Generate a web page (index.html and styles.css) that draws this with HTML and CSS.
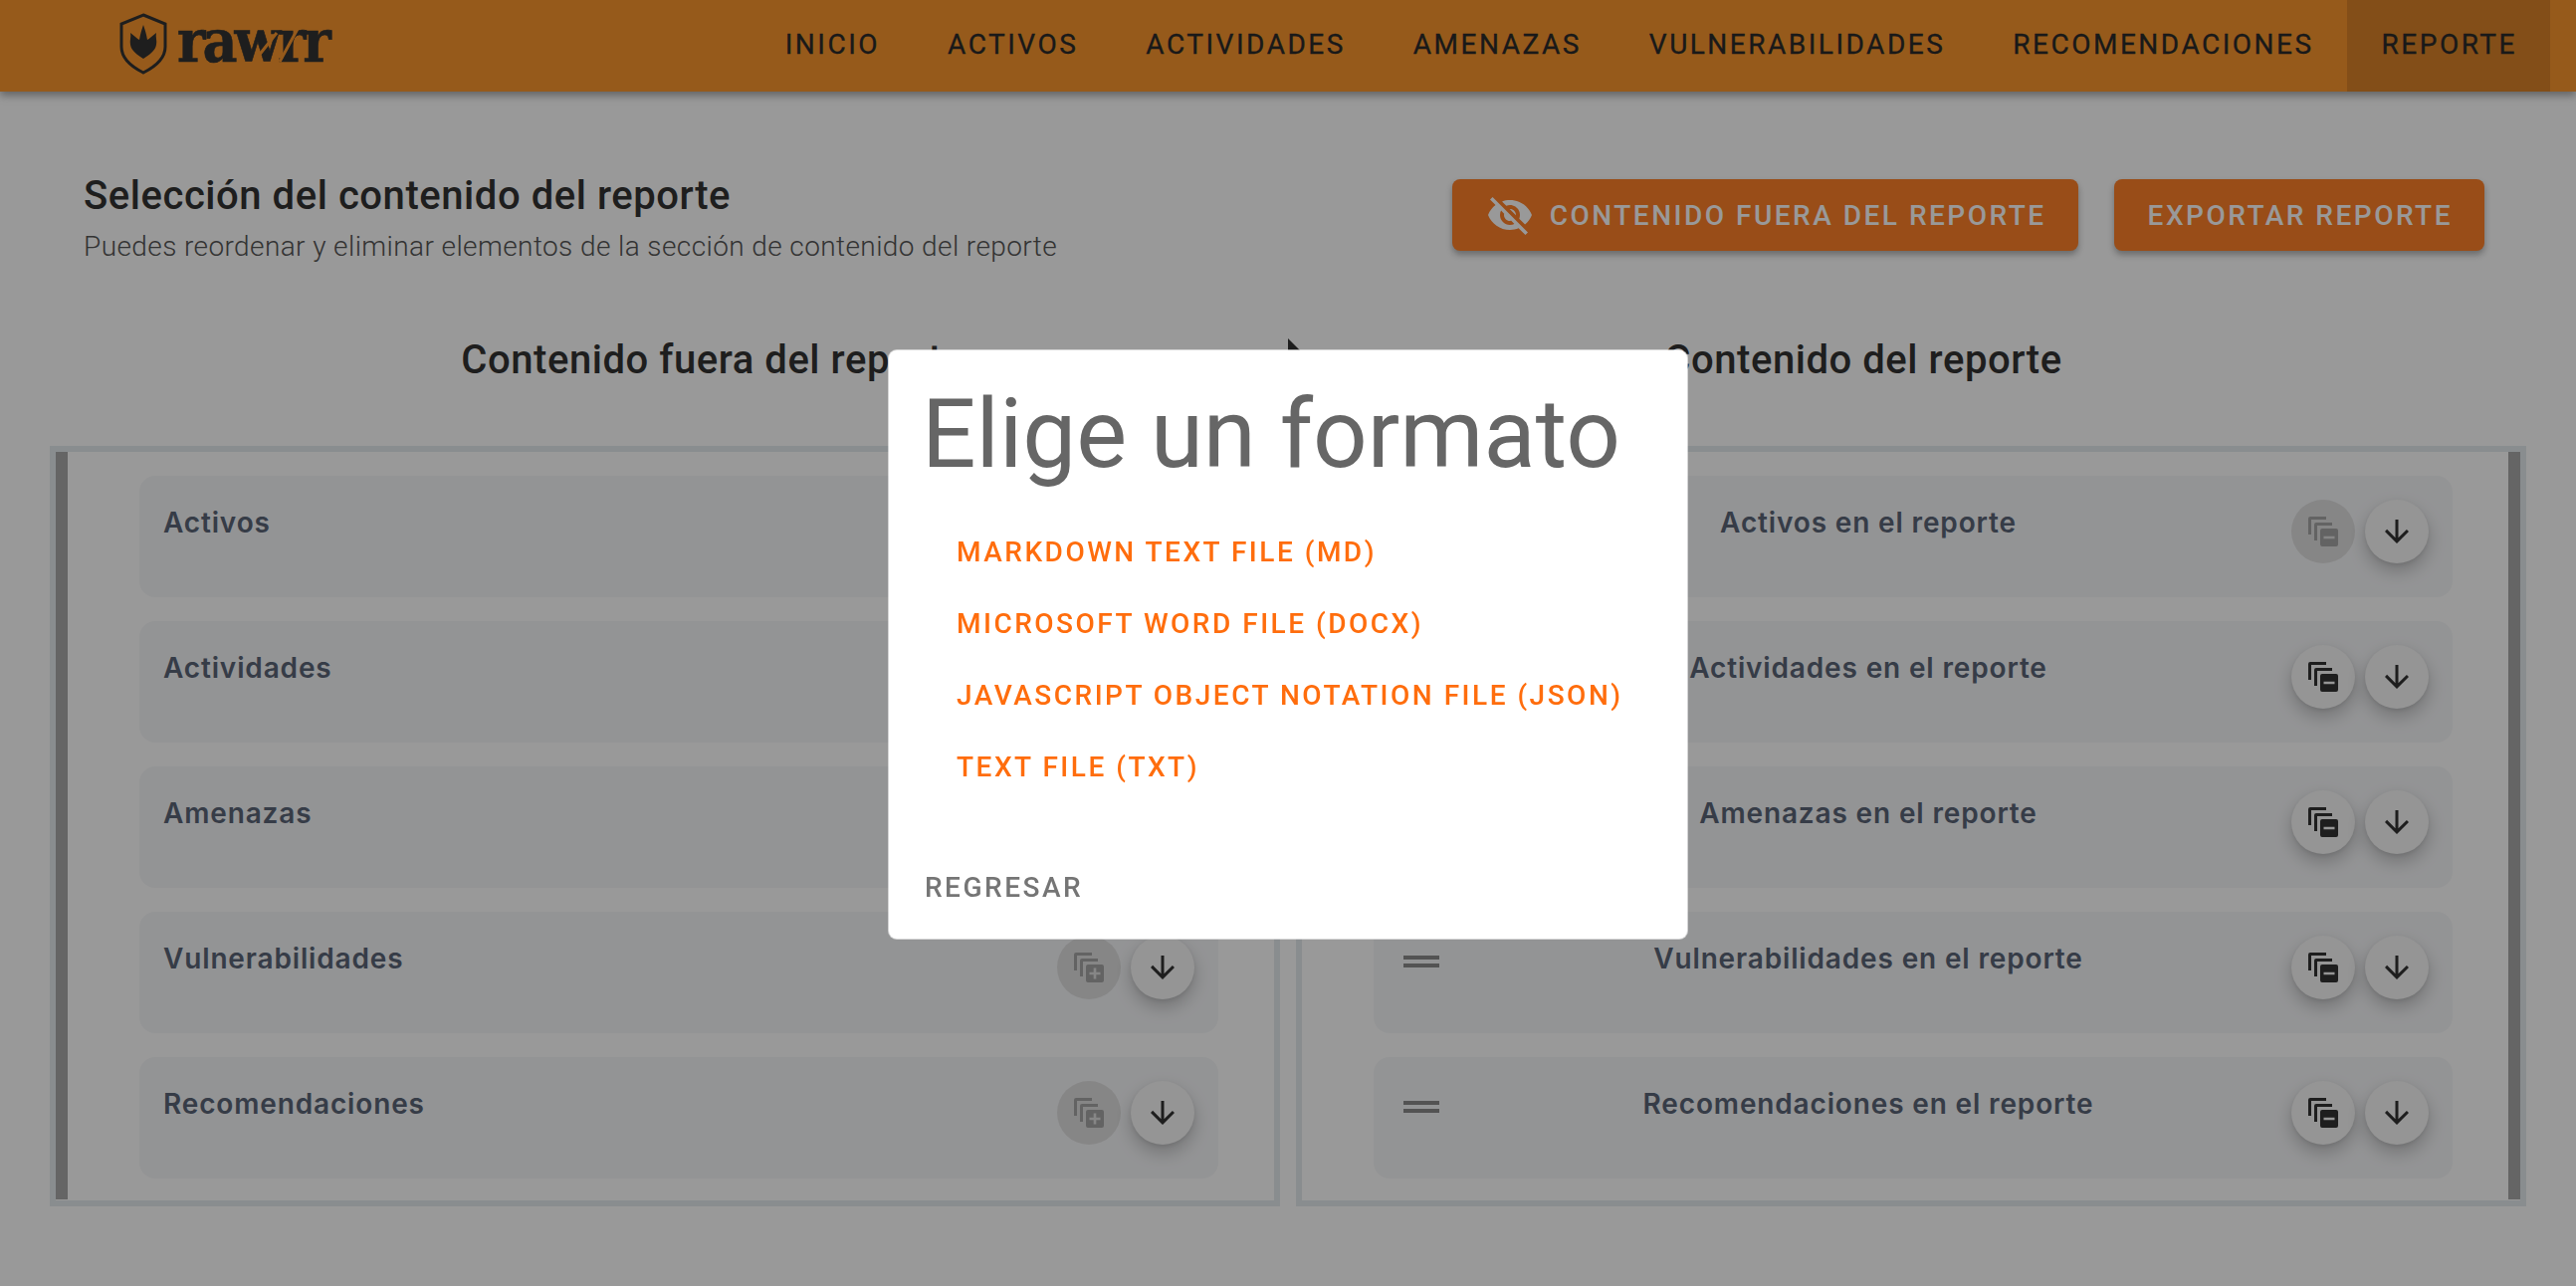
FILE: index.html

```html
<html lang="es">
<head>
    <meta charset="UTF-8">
    <title>Rawrr - Reporte</title>
    <link rel="stylesheet" href="styles.css">
</head>
<body>
    <svg width="0" height="0" class="defs">
        <defs>
            <path id="arrow" d="M20 12l-1.41-1.41L13 16.17V4h-2v12.17l-5.58-5.59L4 12l8 8 8-8z"/>
            <path id="queue-add" fill-rule="evenodd" d="M2 0h16v3H3v15H0V2a2 2 0 0 1 2-2zM8 6h16v3H9v15H6V8a2 2 0 0 1 2-2zM14 12h14a2 2 0 0 1 2 2v14a2 2 0 0 1-2 2H14a2 2 0 0 1-2-2V14a2 2 0 0 1 2-2zM19.700 15.500v4.200h-4.200v2.600h4.200v4.200h2.600v-4.200h4.200v-2.600h-4.200v-4.200z"/>
            <path id="queue-remove" fill-rule="evenodd" d="M2 0h16v3H3v15H0V2a2 2 0 0 1 2-2zM8 6h16v3H9v15H6V8a2 2 0 0 1 2-2zM14 12h14a2 2 0 0 1 2 2v14a2 2 0 0 1-2 2H14a2 2 0 0 1-2-2V14a2 2 0 0 1 2-2zM15.500 19.700v2.600h11v-2.600z"/>
        </defs>
    </svg>

    <header class="appbar">
        <a class="logo">
            <svg class="shield" viewBox="0 0 48 62">
                <path class="shield-line" d="M24 2 L46 11 V34 C46 46 36 54 24 60 C12 54 2 46 2 34 V11 Z"/>
                <path class="shield-foot" d="M24 12 C26 18 27 21 28 27 C30 26 33 23 37 20 C36 24 38 28 37 32 C36 38 30 42 24 46 C18 42 12 38 11 32 C10 28 12 24 11 20 C15 23 18 26 20 27 C21 21 22 18 24 12 Z"/>
            </svg>
            <span class="logo-text">rawrr</span>
            <svg class="logo-cut" viewBox="0 0 60 40">
                <path d="M22 7 L3 31 M43 3 L25 36"/>
            </svg>
        </a>
        <nav class="nav">
            <a class="nav-item">Inicio</a>
            <a class="nav-item">Activos</a>
            <a class="nav-item">Actividades</a>
            <a class="nav-item">Amenazas</a>
            <a class="nav-item">Vulnerabilidades</a>
            <a class="nav-item">Recomendaciones</a>
            <a class="nav-item active">Reporte</a>
        </nav>
    </header>

    <main class="page">
        <section class="top">
            <div>
                <h2 class="title">Selección del contenido del reporte</h2>
                <p class="subtitle">Puedes reordenar y eliminar elementos de la sección de contenido del reporte</p>
            </div>
            <div class="actions">
                <button class="btn">
                    <svg class="btn-icon" viewBox="0 0 24 24"><path d="M12 7c2.76 0 5 2.24 5 5 0 .65-.13 1.26-.36 1.83l2.92 2.92c1.51-1.26 2.7-2.89 3.43-4.75-1.73-4.39-6-7.500-11-7.500-1.400 0-2.740.25-3.980.7l2.160 2.160C10.740 7.130 11.350 7 12 7zM2 4.270l2.280 2.280.46.46C3.080 8.300 1.780 10.020 1 12c1.730 4.390 6 7.500 11 7.500 1.550 0 3.030-.3 4.380-.84l.42.42L19.730 22 21 20.730 3.270 3 2 4.270zM7.530 9.800l1.550 1.550c-.05.21-.08.43-.08.65 0 1.660 1.340 3 3 3 .22 0 .44-.03.65-.08l1.550 1.550c-.67.33-1.410.53-2.200.53-2.760 0-5-2.240-5-5 0-.79.2-1.530.53-2.200zm4.310-.78l3.150 3.150.02-.16c0-1.660-1.340-3-3-3l-.17.01z"/></svg>
                    Contenido fuera del reporte
                </button>
                <button class="btn">Exportar reporte</button>
            </div>
        </section>

        <section class="headings">
            <h3 class="col-title out">Contenido fuera del reporte</h3>
            <h3 class="col-title in">Contenido del reporte</h3>
            <svg class="swap-arrow" viewBox="0 0 24 24"><path d="M0 0 L24 24 L0 48 Z"/></svg>
        </section>

        <section class="panels">
            <div class="panel left">
                <div class="card">
                    <span class="card-label">Activos</span>
                    <div class="card-btns">
                        <button class="fab off"><svg class="ico-queue" viewBox="0 0 30 30"><use href="#queue-add"/></svg></button>
                        <button class="fab"><svg class="ico-arrow" viewBox="0 0 24 24"><use href="#arrow"/></svg></button>
                    </div>
                </div>
                <div class="card">
                    <span class="card-label">Actividades</span>
                    <div class="card-btns">
                        <button class="fab off"><svg class="ico-queue" viewBox="0 0 30 30"><use href="#queue-add"/></svg></button>
                        <button class="fab"><svg class="ico-arrow" viewBox="0 0 24 24"><use href="#arrow"/></svg></button>
                    </div>
                </div>
                <div class="card">
                    <span class="card-label">Amenazas</span>
                    <div class="card-btns">
                        <button class="fab off"><svg class="ico-queue" viewBox="0 0 30 30"><use href="#queue-add"/></svg></button>
                        <button class="fab"><svg class="ico-arrow" viewBox="0 0 24 24"><use href="#arrow"/></svg></button>
                    </div>
                </div>
                <div class="card">
                    <span class="card-label">Vulnerabilidades</span>
                    <div class="card-btns">
                        <button class="fab off"><svg class="ico-queue" viewBox="0 0 30 30"><use href="#queue-add"/></svg></button>
                        <button class="fab"><svg class="ico-arrow" viewBox="0 0 24 24"><use href="#arrow"/></svg></button>
                    </div>
                </div>
                <div class="card">
                    <span class="card-label">Recomendaciones</span>
                    <div class="card-btns">
                        <button class="fab off"><svg class="ico-queue" viewBox="0 0 30 30"><use href="#queue-add"/></svg></button>
                        <button class="fab"><svg class="ico-arrow" viewBox="0 0 24 24"><use href="#arrow"/></svg></button>
                    </div>
                </div>
            </div>

            <div class="panel right">
                <div class="card">
                    <span class="handle"></span>
                    <span class="card-label center">Activos en el reporte</span>
                    <div class="card-btns">
                        <button class="fab off"><svg class="ico-queue" viewBox="0 0 30 30"><use href="#queue-remove"/></svg></button>
                        <button class="fab"><svg class="ico-arrow" viewBox="0 0 24 24"><use href="#arrow"/></svg></button>
                    </div>
                </div>
                <div class="card">
                    <span class="handle"></span>
                    <span class="card-label center">Actividades en el reporte</span>
                    <div class="card-btns">
                        <button class="fab"><svg class="ico-queue" viewBox="0 0 30 30"><use href="#queue-remove"/></svg></button>
                        <button class="fab"><svg class="ico-arrow" viewBox="0 0 24 24"><use href="#arrow"/></svg></button>
                    </div>
                </div>
                <div class="card">
                    <span class="handle"></span>
                    <span class="card-label center">Amenazas en el reporte</span>
                    <div class="card-btns">
                        <button class="fab"><svg class="ico-queue" viewBox="0 0 30 30"><use href="#queue-remove"/></svg></button>
                        <button class="fab"><svg class="ico-arrow" viewBox="0 0 24 24"><use href="#arrow"/></svg></button>
                    </div>
                </div>
                <div class="card">
                    <span class="handle"></span>
                    <span class="card-label center">Vulnerabilidades en el reporte</span>
                    <div class="card-btns">
                        <button class="fab"><svg class="ico-queue" viewBox="0 0 30 30"><use href="#queue-remove"/></svg></button>
                        <button class="fab"><svg class="ico-arrow" viewBox="0 0 24 24"><use href="#arrow"/></svg></button>
                    </div>
                </div>
                <div class="card">
                    <span class="handle"></span>
                    <span class="card-label center">Recomendaciones en el reporte</span>
                    <div class="card-btns">
                        <button class="fab"><svg class="ico-queue" viewBox="0 0 30 30"><use href="#queue-remove"/></svg></button>
                        <button class="fab"><svg class="ico-arrow" viewBox="0 0 24 24"><use href="#arrow"/></svg></button>
                    </div>
                </div>
            </div>
        </section>
    </main>

    <div class="backdrop">
        <div class="dialog">
            <h1 class="dialog-title">Elige un formato</h1>
            <ul class="format-list">
                <li><a class="format">Markdown text file (md)</a></li>
                <li><a class="format">Microsoft Word file (docx)</a></li>
                <li><a class="format">JavaScript Object Notation file (json)</a></li>
                <li><a class="format">Text file (txt)</a></li>
            </ul>
            <a class="back">Regresar</a>
        </div>
    </div>
</body>
</html>
```

FILE: styles.css

```css
* {
    box-sizing: border-box;
}

html, body {
    height: 100%;
}

body {
    margin: 0;
    overflow: hidden;
    background-color: #fff;
    font-family: Roboto, "Liberation Sans", sans-serif;
    color: #222;
}

.defs {
    display: block;
}

/* app bar */
.appbar {
    display: flex;
    align-items: stretch;
    justify-content: space-between;
    height: 92px;
    padding: 0 26px 0 120px;
    background-color: #fb972e;
    box-shadow: 0 4px 8px rgba(0, 0, 0, 0.35);
    position: relative;
}

.logo {
    display: flex;
    align-items: center;
    position: relative;
}

.shield {
    width: 48px;
    height: 62px;
    margin-top: -4px;
}

.shield-line {
    fill: none;
    stroke: #333;
    stroke-width: 3;
}

.shield-foot {
    fill: #333;
}

.logo-text {
    margin: -10px 0 0 10px;
    font-family: "DejaVu Serif Condensed", "DejaVu Serif", serif;
    font-weight: 700;
    font-size: 60px;
    line-height: 1;
    letter-spacing: -3px;
    -webkit-text-stroke: 0.6px #333;
    color: #333;
}

.logo-cut {
    position: absolute;
    left: 136px;
    top: 26px;
    width: 60px;
    height: 40px;
}

.logo-cut path {
    fill: none;
    stroke: #fb972e;
    stroke-width: 3;
}

.nav {
    display: flex;
}

.nav-item {
    display: flex;
    align-items: center;
    padding: 0 33px 3px 35px;
    font-size: 28px;
    font-weight: 400;
    letter-spacing: 2.5px;
    text-transform: uppercase;
    -webkit-text-stroke: 0.3px #2a2a2a;
    color: #2a2a2a;
}

.nav-item.active {
    background-color: rgba(0, 0, 0, 0.13);
}

/* page */
.page {
    padding: 0 50px;
}

.top {
    display: flex;
    justify-content: space-between;
    padding: 81px 42px 0 34px;
}

.title {
    margin: 0;
    font-size: 40px;
    font-weight: 500;
    line-height: 48px;
    letter-spacing: 0.55px;
    color: #333;
}

.subtitle {
    margin: 7px 0 0;
    font-size: 28px;
    font-weight: 300;
    line-height: 40px;
    letter-spacing: 0.4px;
    color: #555;
}

.actions {
    display: flex;
    gap: 36px;
    margin-top: 7px;
}

.btn {
    display: flex;
    align-items: center;
    gap: 16px;
    height: 72px;
    padding: 0 32px 0 34px;
    border: none;
    border-radius: 8px;
    background-color: #ff8028;
    box-shadow: 0 4px 6px rgba(0, 0, 0, 0.3);
    font-family: Roboto, sans-serif;
    font-size: 28px;
    font-weight: 500;
    letter-spacing: 2.5px;
    text-transform: uppercase;
    color: #fff;
}

.btn-icon {
    width: 48px;
    height: 48px;
    fill: #fff;
}

.headings {
    display: grid;
    grid-template-columns: 1fr 1fr;
    gap: 16px;
    margin-top: 70px;
    position: relative;
}

.col-title {
    margin: 0;
    font-size: 40px;
    font-weight: 500;
    line-height: 48px;
    letter-spacing: 0.55px;
    text-align: center;
    color: #333;
}

.col-title.out {
    padding-left: 96px;
}

.col-title.in {
    padding-right: 96px;
}

.swap-arrow {
    position: absolute;
    left: 1244px;
    top: 2px;
    width: 48px;
    height: 48px;
    fill: #333;
}

.panels {
    display: grid;
    grid-template-columns: 1fr 1fr;
    gap: 16px;
    margin-top: 62px;
}

.panel {
    display: flex;
    flex-direction: column;
    gap: 24px;
    height: 764px;
    border: 6px solid #e4ebef;
    padding-top: 24px;
    position: relative;
}

.panel.left {
    padding-left: 84px;
    padding-right: 56px;
}

.panel.right {
    padding-left: 72px;
    padding-right: 68px;
}

/* scrollbar thumb */
.panel::after {
    content: "";
    position: absolute;
    top: 0;
    bottom: 1px;
    width: 12px;
    background-color: #a8a8a8;
}

.panel.left::after {
    left: 0;
}

.panel.right::after {
    right: 0;
}

.card {
    display: flex;
    justify-content: space-between;
    height: 122px;
    padding: 24px;
    border-radius: 16px;
    background-color: #f6f7f9;
}

.card-label {
    padding-top: 3px;
    font-family: Inter, sans-serif;
    font-size: 28px;
    font-weight: 600;
    line-height: 40px;
    letter-spacing: 0.85px;
    color: #5a6577;
}

.card-label.center {
    flex: 1;
    padding-left: 6px;
    text-align: center;
}

.handle {
    display: block;
    width: 36px;
    height: 12px;
    margin: 20px 0 0 6px;
    border-top: 4px solid #8a8a8a;
    border-bottom: 4px solid #8a8a8a;
}

.card-btns {
    display: flex;
    gap: 10px;
}

.fab {
    display: flex;
    align-items: center;
    justify-content: center;
    width: 64px;
    height: 64px;
    padding: 0;
    border: none;
    border-radius: 50%;
    background-color: #f8f8f8;
    box-shadow: 0 8px 18px rgba(0, 0, 0, 0.22), 0 2px 4px rgba(0, 0, 0, 0.08);
}

.fab.off {
    background-color: #e0e0e0;
    box-shadow: none;
}

.ico-queue {
    width: 30px;
    height: 30px;
    fill: #333;
}

.fab.off .ico-queue {
    fill: #a6a6a6;
}

.ico-arrow {
    width: 36px;
    height: 36px;
    fill: #333;
}

/* dialog */
.backdrop {
    position: fixed;
    inset: 0;
    display: flex;
    align-items: center;
    justify-content: center;
    background-color: rgba(0, 0, 0, 0.4);
}

.dialog {
    display: flex;
    flex-direction: column;
    align-items: flex-start;
    width: 802px;
    height: 591px;
    margin-top: 2px;
    padding: 0 36px;
    border-radius: 8px;
    background-color: #fff;
    box-shadow: 0 0 0 1px rgba(255, 255, 255, 0.6);
}

.dialog-title {
    margin: 28px 0 0 -3px;
    font-size: 96px;
    font-weight: 400;
    line-height: 112px;
    color: #666;
}

.format-list {
    margin: 27px 0 0;
    padding: 0 0 0 32px;
    list-style: none;
}

.format-list li {
    height: 72px;
    display: flex;
    align-items: center;
}

.format {
    font-size: 28px;
    font-weight: 500;
    letter-spacing: 2.5px;
    text-transform: uppercase;
    color: #ff6d0d;
}

.back {
    margin-top: 68px;
    font-size: 28px;
    font-weight: 500;
    letter-spacing: 2.5px;
    text-transform: uppercase;
    color: #757575;
}
```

==============================

* CHALLENGE *
Write out exactly the opening lines of the data, stopping after the line that holds "FILE: index.html". Exclude pictures.

* OUTPUT FOR THIS EXERCISE *
Generate a web page (index.html and styles.css) that draws this with HTML and CSS.
FILE: index.html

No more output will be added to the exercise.